O'Reilly Advocates Discrimination in Federal Funds Allocation
O'REILLY: Hey, you know, if you want to ban military recruiting, fine, but I'm not going to give you another nickel of federal money. You know, if I'm the president of the United States, I walk right into Union Square, I set up my little presidential podium, and I say, "Listen, citizens of San Francisco, if you vote against military recruiting, you're not going to get another nickel in federal funds.In addition to the issue of indirectly threatening SF and perhaps incitement to violence (elsewhere in the broadcast--read AGITPROP), O'Reilly is advocating blatent discrimination in Federal funds allocation. Oh wait, that's nothing new.
Discrimination n.: The unjust or prejudicial treatment of different categories of people or things, especially on the grounds of race, age, or sex.
What is the category? A class of people holding a particular political belief. What is prejudicial about O'Reilly's remarks? The witholding of Federal money, not some...all Federal monies would be harmful to SF residents and inequitable in application.
Now...if it were the case that there was a law on the books stating that military recruiters must be allowed onto campuses or...no Federal money, then maybe you'd have a leg to stand on. But there is no such law, and if you believe differently, then I suggest you cite it.
In absence of that, your into the realm of social engineering. Vote the way we want, believe the way we want you to believe, or we'll hurt you until you do. Exactly the kind on nonsense that Repubicans howl about every time they sense it from coming from the left.
Incident to this power, Congress may attach conditions on the receipt of federal funds, and has repeatedly employed the power "to further broad policy objectives by conditioning receipt of federal moneys upon compliance by the recipient with federal statutory and administrative directives." Fullilove v. Klutznick, 448 U.S. 448, 474 (1980) (opinion of Burger, C. J.). See Lau v. Nichols, 414 U.S. 563, 569 (1974); Ivanhoe Irrigation Dist. v. McCracken, 357 U.S. 275, 295 (1958); Oklahoma [483 U.S. 203, 207] v. Civil Service Comm'n, 330 U.S. 127, 143 -144 (1947); Steward Machine Co. v. Davis, 301 U.S. 548 (1937).
The breadth of this power was made clear in United States v. Butler, 297 U.S. 1, 66 (1936), where the Court, resolving a longstanding debate over the scope of the Spending Clause, determined that "the power of Congress to authorize expenditure of public moneys for public purposes is not limited by the direct grants of legislative power found in the Constitution."
Thus, objectives not thought to be within Article I's "enumerated legislative fields," may nevertheless be attained through the use of the spending power and the conditional grant of federal funds.
There is a clear place at which the Court can draw the line between permissible and impermissible conditions on federal grants. It is the line identified in the Brief for the National Conference of State Legislatures et al. as Amici Curiae: [483 U.S. 203, 216]
"Congress has the power to spend for the general welfare, it has the power to legislate only for delegated purposes. . . .
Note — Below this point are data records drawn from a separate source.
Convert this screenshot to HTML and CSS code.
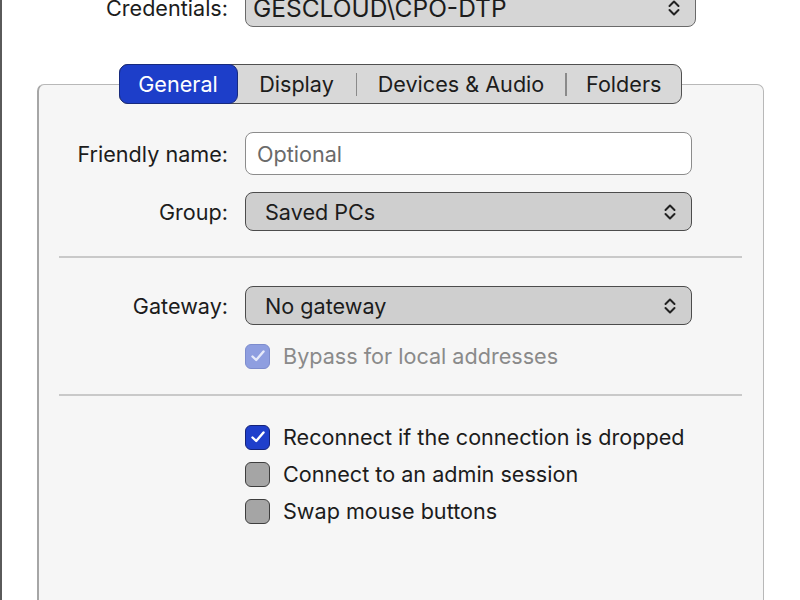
FILE: index.html
```html
<!DOCTYPE html>
<html>
<head>
<meta charset="utf-8">
<link rel="stylesheet" href="styles.css">
</head>
<body>
<div class="window">
  <div class="cred-row">
    <div class="label">Credentials:</div>
    <div class="popup popup-cred">
      <span>GESCLOUD\CPO-DTP</span>
      <svg class="chev" width="14" height="18" viewBox="0 0 14 18"><path d="M2.5 7 L7 2.5 L11.5 7 M2.5 11 L7 15.5 L11.5 11" fill="none" stroke="#222" stroke-width="2" stroke-linecap="round" stroke-linejoin="round"/></svg>
    </div>
  </div>

  <div class="tabwrap">
    <div class="tabs">
      <div class="tab active">General</div>
      <div class="tab">Display</div>
      <div class="sep"></div>
      <div class="tab">Devices &amp; Audio</div>
      <div class="sep"></div>
      <div class="tab">Folders</div>
    </div>
    <div class="panel">
      <div class="form">
        <div class="label">Friendly name:</div>
        <div class="field">Optional</div>
        <div class="label">Group:</div>
        <div class="popup">
          <span>Saved PCs</span>
          <svg class="chev" width="14" height="18" viewBox="0 0 14 18"><path d="M2.5 7 L7 2.5 L11.5 7 M2.5 11 L7 15.5 L11.5 11" fill="none" stroke="#222" stroke-width="2" stroke-linecap="round" stroke-linejoin="round"/></svg>
        </div>
      </div>
      <div class="divider d1"></div>
      <div class="form">
        <div class="label">Gateway:</div>
        <div class="popup">
          <span>No gateway</span>
          <svg class="chev" width="14" height="18" viewBox="0 0 14 18"><path d="M2.5 7 L7 2.5 L11.5 7 M2.5 11 L7 15.5 L11.5 11" fill="none" stroke="#222" stroke-width="2" stroke-linecap="round" stroke-linejoin="round"/></svg>
        </div>
        <div></div>
        <div class="check disabled bypass">
          <span class="box on"><svg width="16" height="14" viewBox="0 0 16 14"><path d="M2.5 7.5 L6.2 11 L13.5 2.5" fill="none" stroke="#e6eafa" stroke-width="2.4" stroke-linecap="round" stroke-linejoin="round"/></svg></span>
          <span>Bypass for local addresses</span>
        </div>
      </div>
      <div class="divider d2"></div>
      <div class="form">
        <div></div>
        <div class="checks">
          <div class="check">
            <span class="box on"><svg width="16" height="14" viewBox="0 0 16 14"><path d="M2.5 7.5 L6.2 11 L13.5 2.5" fill="none" stroke="#fff" stroke-width="2.4" stroke-linecap="round" stroke-linejoin="round"/></svg></span>
            <span>Reconnect if the connection is dropped</span>
          </div>
          <div class="check">
            <span class="box"></span>
            <span>Connect to an admin session</span>
          </div>
          <div class="check">
            <span class="box"></span>
            <span>Swap mouse buttons</span>
          </div>
        </div>
      </div>
    </div>
  </div>
</div>
</body>
</html>
```

FILE: styles.css
```css
* { box-sizing: border-box; }
html, body {
  margin: 0;
  padding: 0;
  background: #ffffff;
  height: 600px;
  overflow: hidden;
}
body {
  font-family: Inter, "Liberation Sans", sans-serif;
  font-size: 21.6px;
  color: #1c1c1c;
}
.window {
  height: 600px;
  border-left: 2px solid #5a5a5a;
  border-right: 2px solid #ffffff;
  display: flex;
  flex-direction: column;
}
.cred-row {
  display: grid;
  grid-template-columns: 190px 451px;
  column-gap: 17px;
  align-items: center;
  margin-left: 36px;
  margin-top: -12px;
}
.label {
  text-align: right;
  white-space: nowrap;
}
.popup {
  height: 39px;
  border: 1.5px solid #4c4c4c;
  border-radius: 8px;
  background: #cfcfcf;
  display: flex;
  align-items: center;
  justify-content: space-between;
  padding: 0 14px 0 19px;
  white-space: nowrap;
}
.popup-cred {
  background: #d6d6d6;
  border-color: #6a6a6a;
  padding-left: 7px;
  padding-right: 14px;
  font-size: 24.5px;
}
.chev { display: block; }

.tabwrap {
  margin: 37px 34px 0 35px;
  display: flex;
  flex-direction: column;
  align-items: center;
  flex: 1;
}
.tabs {
  position: relative;
  z-index: 1;
  width: 563px;
  height: 40px;
  margin-bottom: -20px;
  background: #d8d8d8;
  border: 1.5px solid #505050;
  border-radius: 9px;
  display: flex;
  align-items: center;
}
.tab {
  height: 100%;
  display: flex;
  align-items: center;
  justify-content: center;
  flex: none;
  white-space: nowrap;
}
.tabs .tab:nth-child(1) { width: 119px; }
.tabs .tab:nth-child(2) { width: 118px; }
.tabs .tab:nth-child(4) { width: 208px; }
.tabs .tab:nth-child(6) { flex: 1; }
.tab.active {
  margin: -1.5px 0 -1.5px -1.5px;
  height: 40px;
  background: #1d3ec9;
  border: 1.5px solid #172a7e;
  border-radius: 9px;
  color: #ffffff;
}
.sep {
  width: 1.5px;
  height: 23px;
  background: #8a8a8a;
}
.panel {
  align-self: stretch;
  flex: 1;
  background: #f6f6f6;
  border: 1px solid #b8b8b8;
  border-left: 2px solid #a6a6a6;
  border-bottom: none;
  border-radius: 7px 7px 0 0;
  padding-top: 47px;
}
.form {
  display: grid;
  grid-template-columns: 189px 447px;
  column-gap: 17px;
  align-items: center;
  row-gap: 17px;
}
.field {
  height: 43px;
  background: #ffffff;
  border: 1.5px solid #8c8c8c;
  border-radius: 8px;
  display: flex;
  align-items: center;
  padding-left: 11px;
  color: #6a6a6a;
}
.divider {
  height: 2px;
  background: #c9c9c9;
  margin: 0 21px 0 20px;
}
.d1 { margin-top: 25px; margin-bottom: 28px; }
.d2 { margin-top: 25px; margin-bottom: 28px; }
.check {
  display: flex;
  align-items: center;
  gap: 13px;
  height: 26px;
  white-space: nowrap;
}
.bypass { margin-top: 1px; }
.check.disabled { color: #8a8a8a; }
.checks {
  display: flex;
  flex-direction: column;
  gap: 11px;
}
.box {
  width: 25px;
  height: 25px;
  flex: none;
  border-radius: 6px;
  border: 1.5px solid #3e3e3e;
  background: #a5a5a5;
  display: flex;
  align-items: center;
  justify-content: center;
}
.box.on {
  background: #1f3fcb;
  border-color: #15237a;
}
.check.disabled .box.on {
  background: #8e9ee0;
  border-color: #7d8ccd;
}
```
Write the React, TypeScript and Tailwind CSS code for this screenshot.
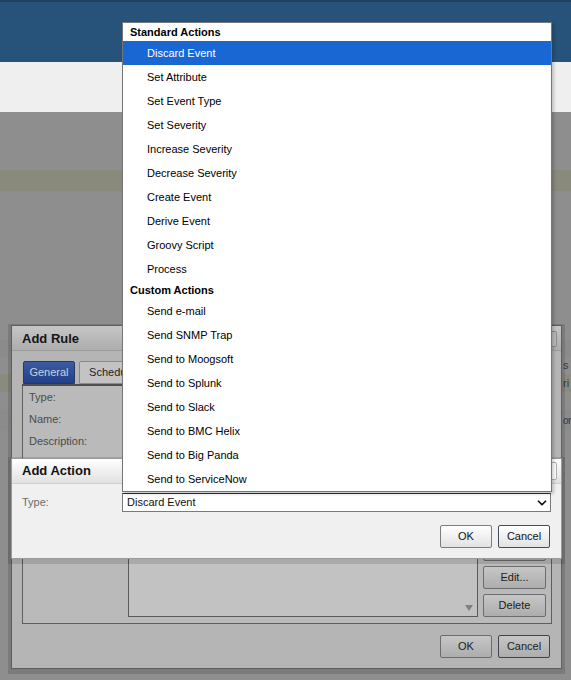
import { ChevronDown } from "lucide-react";

const standardActions = [
  "Discard Event",
  "Set Attribute",
  "Set Event Type",
  "Set Severity",
  "Increase Severity",
  "Decrease Severity",
  "Create Event",
  "Derive Event",
  "Groovy Script",
  "Process",
];

const customActions = [
  "Send e-mail",
  "Send SNMP Trap",
  "Send to Moogsoft",
  "Send to Splunk",
  "Send to Slack",
  "Send to BMC Helix",
  "Send to Big Panda",
  "Send to ServiceNow",
];

function LightButton({ label, focused }: { label: string; focused?: boolean }) {
  return (
    <div
      className={`flex h-[23px] w-[52px] items-center justify-center rounded-[2px] border bg-linear-to-b from-white to-[#e2e2e2] text-[11px] text-[#111] ${
        focused ? "border-[#454c5e]" : "border-[#7d7d7d]"
      }`}
    >
      {label}
    </div>
  );
}

function DimButton({ label, w = "w-[52px]", focused }: { label: string; w?: string; focused?: boolean }) {
  return (
    <div
      className={`flex h-[23px] ${w} items-center justify-center rounded-[2px] border bg-linear-to-b from-[#c6c6c6] to-[#adadad] text-[11px] text-[#1c1c1c] ${
        focused ? "border-[#3f4350]" : "border-[#6c6c6c]"
      }`}
    >
      {label}
    </div>
  );
}

export default function App() {
  return (
    <div className="relative h-[680px] w-[571px] overflow-hidden bg-[#8e8e8e] font-['Liberation_Sans',Arial,sans-serif] text-[11px]">
      {/* page behind the modals */}
      <div className="h-[62px] border-t-2 border-[#1f405e] bg-[#27537a]" />
      <div className="h-[50px] bg-[#efefef]" />
      <div className="h-[58px]" />
      <div className="h-[21px] bg-[#8a8a7c]" />
      <div className="h-[149px]" />
      <div className="h-[17px] bg-[#8b8b8b]" />
      <div className="flex h-[17px] items-center whitespace-nowrap pl-[563px] text-[#2f3a4c]">
        s<span className="ml-[2px] inline-block h-[6px] w-[4px] bg-[#c27a26]" />
      </div>
      <div className="flex h-[18px] items-center whitespace-nowrap bg-[#8a8a7e] pl-[563px] text-[#2f3a4c]">ri</div>
      <div className="h-[18px]" />
      <div className="flex h-[20px] items-center whitespace-nowrap bg-[#8b8b8b] pl-[563px] text-[10px] tracking-[-0.5px] text-[#2f3a4c]">on</div>

      {/* Add Rule dialog (dimmed) */}
      <div className="absolute left-[11px] top-[325px] z-10 flex h-[344px] w-[551px] flex-col border border-[#5e5e5e] bg-[#b5b5b5] shadow-[0_2px_0_3px_rgba(0,0,0,0.13)]">
        <div className="flex h-[25px] shrink-0 items-center justify-between border-b border-[#9b9b9b] bg-linear-to-b from-[#c6c6c6] to-[#adadad] pl-[10px] pr-[4px] pt-[1px]">
          <span className="text-[13px] font-bold text-[#151515]">Add Rule</span>
          <span className="h-[16px] w-[20px] rounded-[2px] border border-[#8a8a8a] bg-[#bdbdbd]" />
        </div>
        <div className="flex flex-1 flex-col pl-[10px] pr-[9px] pt-[10px]">
          <div className="flex h-[23px] gap-[4px] pl-[1px]">
            <div className="flex w-[52px] items-center justify-center rounded-t-[2px] border border-[#24396a] bg-linear-to-b from-[#3b5ba3] to-[#243f86] text-[#c8d0e2]">
              General
            </div>
            <div className="flex w-[66px] items-center justify-center rounded-t-[2px] border border-[#8a8a8a] bg-[#c3c3c3] text-[#1e1e1e]">
              Schedule
            </div>
          </div>
          <div className="h-[2px] bg-[#4f4f4f]" />
          <div className="flex h-[238px] flex-col border-x border-b border-[#5e5e5e] bg-[#bababa] text-[#4a4a4a]">
            <div className="flex h-[22px] items-center pl-[6px] pt-[1px]">Type:</div>
            <div className="flex h-[22px] items-center pl-[6px] pt-[1px]">Name:</div>
            <div className="flex h-[22px] items-center pl-[6px] pt-[1px]">Description:</div>
            <div className="mt-auto flex items-end gap-[5px] pb-[6px] pl-[105px]">
              <div className="relative h-[150px] w-[350px] border border-[#5a5a5a] bg-[#c2c2c2]">
                <div className="absolute bottom-[5px] right-[4px] h-0 w-0 border-x-[4px] border-t-[6px] border-x-transparent border-t-[#808080]" />
              </div>
              <div className="flex w-[63px] flex-col gap-[5px]">
                <DimButton label="Add..." w="w-[63px]" />
                <DimButton label="Edit..." w="w-[63px]" />
                <DimButton label="Delete" w="w-[63px]" />
              </div>
            </div>
          </div>
          <div className="mt-[11px] flex justify-end gap-[6px] pr-[2px]">
            <DimButton label="OK" />
            <DimButton label="Cancel" focused />
          </div>
        </div>
      </div>

      {/* Add Action dialog */}
      <div className="absolute left-[11px] top-[458px] z-20 flex h-[101px] w-[551px] flex-col border border-[#9a9a9a] bg-[#f0f0f0] shadow-[0_2px_0_3px_rgba(0,0,0,0.12)]">
        <div className="flex h-[25px] shrink-0 items-center justify-between border-b border-[#cfcfcf] bg-linear-to-b from-white to-[#e1e1e1] pl-[10px] pr-[4px]">
          <span className="text-[13px] font-bold text-[#111]">Add Action</span>
          <span className="h-[18px] w-[20px] rounded-[2px] border border-[#b0b0b0] bg-white" />
        </div>
        <div className="flex items-center pl-[10px] pr-[10px] pt-[9px]">
          <span className="w-[100px] text-[#6a6a6a]">Type:</span>
          <div className="relative flex h-[19px] flex-1 items-center border border-[#7a7a7a] border-t-[#333] bg-white pl-[4px] text-[#111]">
            Discard Event
            <ChevronDown className="absolute right-[1px] text-[#111]" size={14} strokeWidth={3} />
          </div>
        </div>
        <div className="mt-[13px] flex justify-end gap-[6px] pr-[11px]">
          <LightButton label="OK" />
          <LightButton label="Cancel" focused />
        </div>
      </div>

      {/* open select list */}
      <div className="absolute left-[122px] top-[22px] z-30 w-[430px] border border-[#767676] bg-white text-[11px] text-black shadow-[2px_2px_3px_rgba(0,0,0,0.2)]">
        <div className="flex h-[18px] items-center pl-[7px] pt-[1px] font-bold">Standard Actions</div>
        {standardActions.map((a, i) => (
          <div
            key={a}
            className={`flex h-[24px] items-center pl-[24px] ${i === 0 ? "bg-[#1967d2] text-white" : ""}`}
          >
            {a}
          </div>
        ))}
        <div className="flex h-[18px] items-center pl-[7px] pt-[1px] font-bold">Custom Actions</div>
        {customActions.map((a) => (
          <div key={a} className="flex h-[24px] items-center pl-[24px]">
            {a}
          </div>
        ))}
      </div>
    </div>
  );
}
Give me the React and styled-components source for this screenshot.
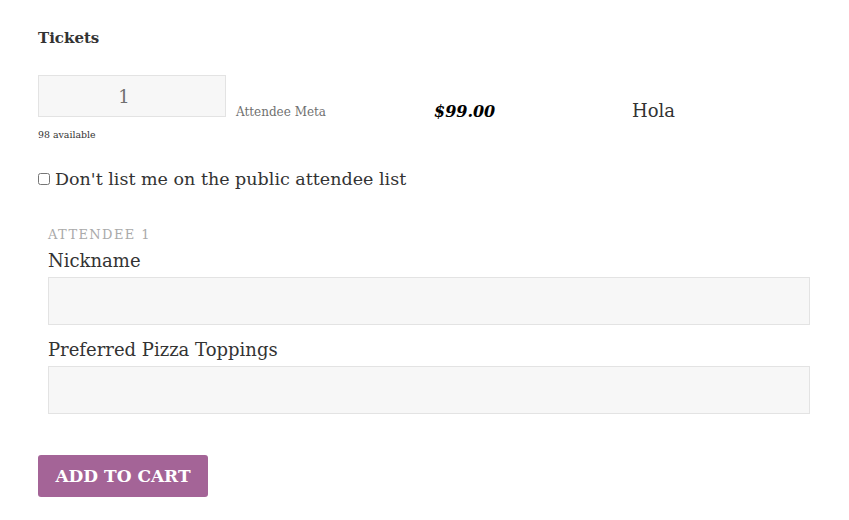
import React from 'react';
import styled, { createGlobalStyle } from 'styled-components';

const Global = createGlobalStyle`
  body {
    margin: 0;
    background: #fff;
    font-family: "DejaVu Serif", "Liberation Serif", serif;
    color: #333;
  }
`;

const Form = styled.form`
  padding: 26px 38px 23px;
  width: 773px;
`;

const Title = styled.h3`
  margin: 0 0 25px;
  font-size: 15px;
  font-weight: 700;
  line-height: 24px;
  color: #333;
`;

const TicketRow = styled.div`
  display: flex;
  align-items: flex-end;
`;

const QtyCell = styled.div`
  width: 188px;
  display: flex;
  flex-direction: column;
`;

const QtyInput = styled.input`
  box-sizing: border-box;
  width: 188px;
  height: 42px;
  padding: 0 16px 0 0;
  border: 1px solid #e3e3e3;
  background: #f7f7f7;
  text-align: center;
  font-family: inherit;
  font-size: 18px;
  color: #707070;
  outline: none;
`;

const Available = styled.div`
  font-size: 9.4px;
  line-height: 14px;
  margin-top: 11px;
  color: #333;
`;

const Meta = styled.div`
  font-size: 12px;
  color: #707070;
  margin: 0 0 23px 10px;
  width: 198px;
`;

const Price = styled.div`
  font-size: 16px;
  font-weight: 700;
  font-style: italic;
  color: #000;
  margin-bottom: 21px;
  width: 198px;
`;

const Name = styled.div`
  font-size: 18px;
  color: #333;
  margin-bottom: 21px;
`;

const CheckRow = styled.label`
  display: flex;
  align-items: center;
  gap: 5px;
  margin-top: 22px;
  font-size: 17.5px;
  line-height: 30px;
`;

const Check = styled.input`
  margin: 0;
  width: 12px;
  height: 12px;
`;

const Attendee = styled.div`
  padding: 0 0 0 10px;
  margin-top: 31px;
`;

const AttendeeHead = styled.div`
  font-size: 13px;
  letter-spacing: 1.4px;
  color: #aaa;
  line-height: 20px;
`;

const FieldLabel = styled.div`
  font-size: 18px;
  line-height: 32px;
  margin-top: ${p => p.$top || 0}px;
`;

const TextBox = styled.input`
  display: block;
  box-sizing: border-box;
  width: 762px;
  height: 48px;
  border: 1px solid #e3e3e3;
  background: #f7f7f7;
  outline: none;
`;

const Button = styled.button`
  margin-top: 41px;
  width: 170px;
  height: 42px;
  border: 0;
  border-radius: 3px;
  background: #a46497;
  color: #fff;
  font-family: inherit;
  font-weight: 700;
  font-size: 17px;
  padding: 0;
`;

export default function App() {
  return (
    <>
      <Global />
      <Form onSubmit={e => e.preventDefault()}>
        <Title>Tickets</Title>
        <TicketRow>
          <QtyCell>
            <QtyInput defaultValue="1" />
            <Available>98 available</Available>
          </QtyCell>
          <Meta>Attendee Meta</Meta>
          <Price>$99.00</Price>
          <Name>Hola</Name>
        </TicketRow>
        <CheckRow>
          <Check type="checkbox" />
          Don't list me on the public attendee list
        </CheckRow>
        <Attendee>
          <AttendeeHead>ATTENDEE 1</AttendeeHead>
          <FieldLabel>Nickname</FieldLabel>
          <TextBox />
          <FieldLabel $top={9}>Preferred Pizza Toppings</FieldLabel>
          <TextBox />
        </Attendee>
        <Button type="submit">ADD TO CART</Button>
      </Form>
    </>
  );
}
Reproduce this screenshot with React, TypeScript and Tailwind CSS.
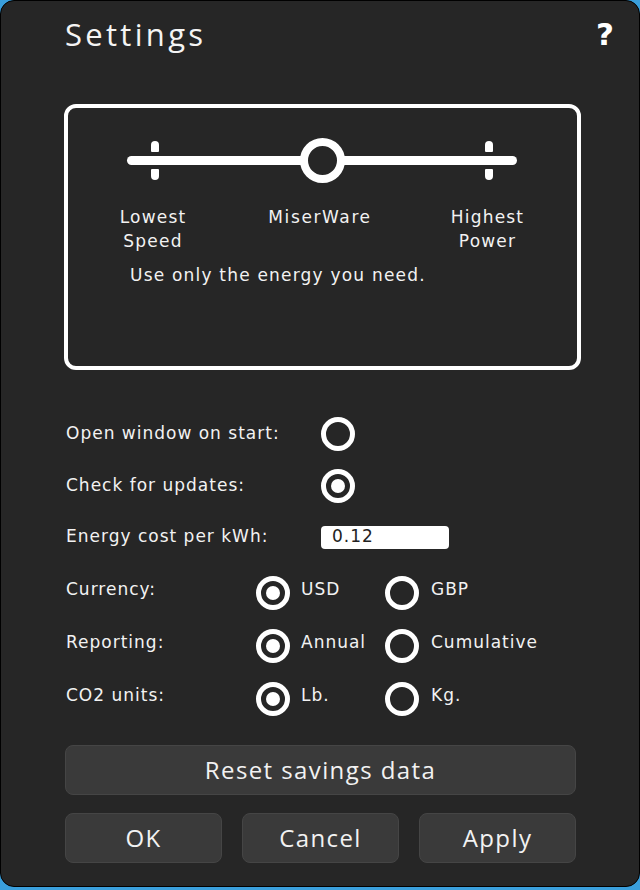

"The appropriate inquiry, then, is whether the spending requirement or prohibition is a condition on a grant or whether it is regulation. The difference turns on whether the requirement specifies in some way how the money should be spent, so that Congress' intent in making the grant will be effectuated. Congress has no power under the Spending Clause to impose requirements on a grant that go beyond specifying how the money should be spent. A requirement that is not such a specification is not a condition, but a regulation, which is valid only if it falls within one of Congress' delegated regulatory powers."
More is discussed by the SCOTUS on this issue in SOUTH DAKOTA v. DOLE, 483 U.S. 203 (1987).
Unless the U.S. Supreme Court isn't an adequate cite for you.
Well...I suppose it would be, if you'd actually addressed the issue at hand: Whether or not O'Reilly's remarks were discriminatory. But as it is, you just spent a whole lot of words justifying Congress' ability to put limits, regulations, or conditions on how money is spent. Yippee! No one disputes that.
Though, as it stands, there is no such condition, and Congress' imposition of one would fit the definition of discrimination. Just as it would be considered discriminatory for Congress to...say...withhold federal funds from the state of Texas for passing a constitutional ban on same-sex marriage.
You might want to try addressing the topic next time.
"Though, as it stands, there is no such condition, and Congress' imposition of one would fit the definition of discrimination. Just as it would be considered discriminatory for Congress to...say...withhold federal funds from the state of Texas for passing a constitutional ban on same-sex marriage."
Just like it's permissable for Congress to withhold federal funds from a state that keeps its legal drinking age below 21. And that was the case I cited for you. Congress can withhold funds for policy reasons and does it all the time.
And you're bending, twisting and stretching the hell out of the issue to try and find some way to tie O'Reilly's comments of withholding funds dor denying access to military recruiters to the fact that San Francisco has alot of gays... and thereby somehow pulling the "discrimination" card out of thin air.